One Car Only transfer track, for taking trains off the roller coaster and doing maintenance or whatnot.
The path leading to Flight Deck, the aerospace-themed ride that's yet another instance of Michigan Adventure's Thunderhawk/Every Six Flags Park's Mind Eraser/Blackpool's Infusion/Six Flag Mexico's Batman The Ride/etc.
Oh yeah, Canada! Much of Canada's Wonderland looks basically like any Cedar Fair park, or at least like the ones that used to be Taft/Paramount parks, but the decorations will give it some distinctiveness.
Trivia: Before the building of Central Park, New York (then just the island of Manhattan) had less than 100 acres of parkland, an average of 16 acres for every 100,000 residents. Source: The Epic of New York City, Edward Robb Ellis.
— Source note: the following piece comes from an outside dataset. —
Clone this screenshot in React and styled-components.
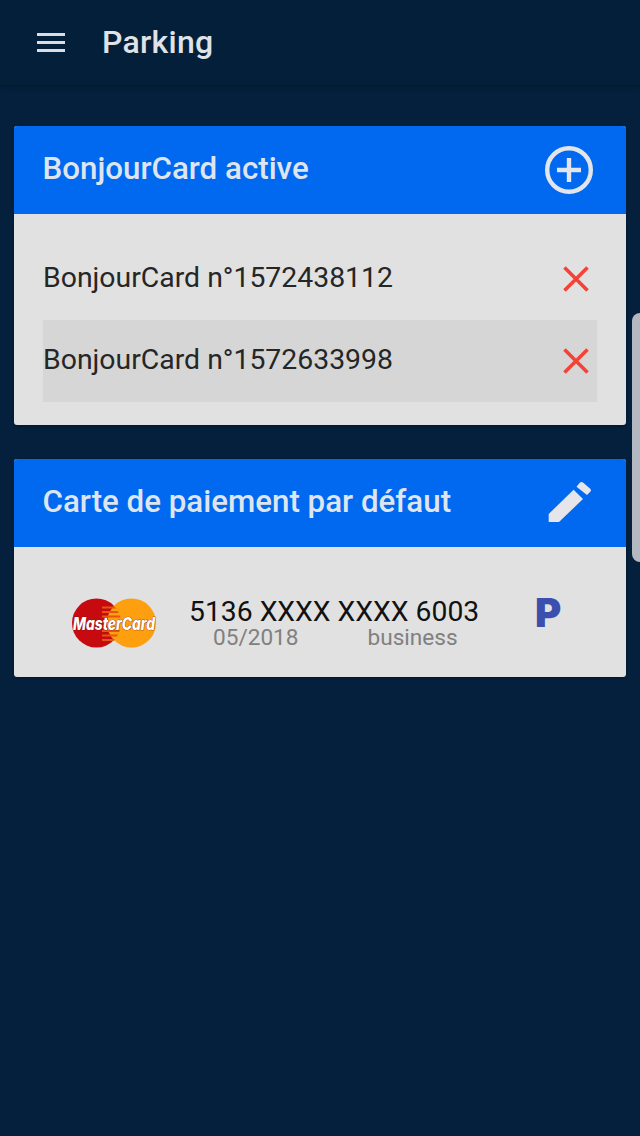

Currently Reading: When Biospheres Collide: A History of NASA's Planetary Protection Programs, Michael Meltzer. So, in reading the Apollo quarantine plans first, it's hard not to share the feeling that NASA management never really believed in the need to quarantine Apollo astronauts, given how many things that really broke quarantine were allowed on the grounds that it was a more pressing safety need. (Like, the astronauts left the Apollo capsule for life rafts, rather than be hauled up inside; the reasoning being that moderately turbulent seas would make it quite likely the capsule would hit the side of the ship, potentially badly injuring them. Which, yeah, but then, what's broken bones against a worldwide plague?) Second, there's a bunch of things that are decisions that seem to need an explanation that isn't given. Like at one point the biofilters standard is set to screen out anything more than 45 microns in diameter. Why 45 microns? It's not, like, 1/500th of an inch or 1/7000th of a foot or any obvious link like that. I've seen some sources say a human hair is 90 microns. ``Half a hair width'' is arbitrary but at least understandable. But there's a lot of variation in hair width too. One line about why this, rather than 50 or 40 or 25, would have helped.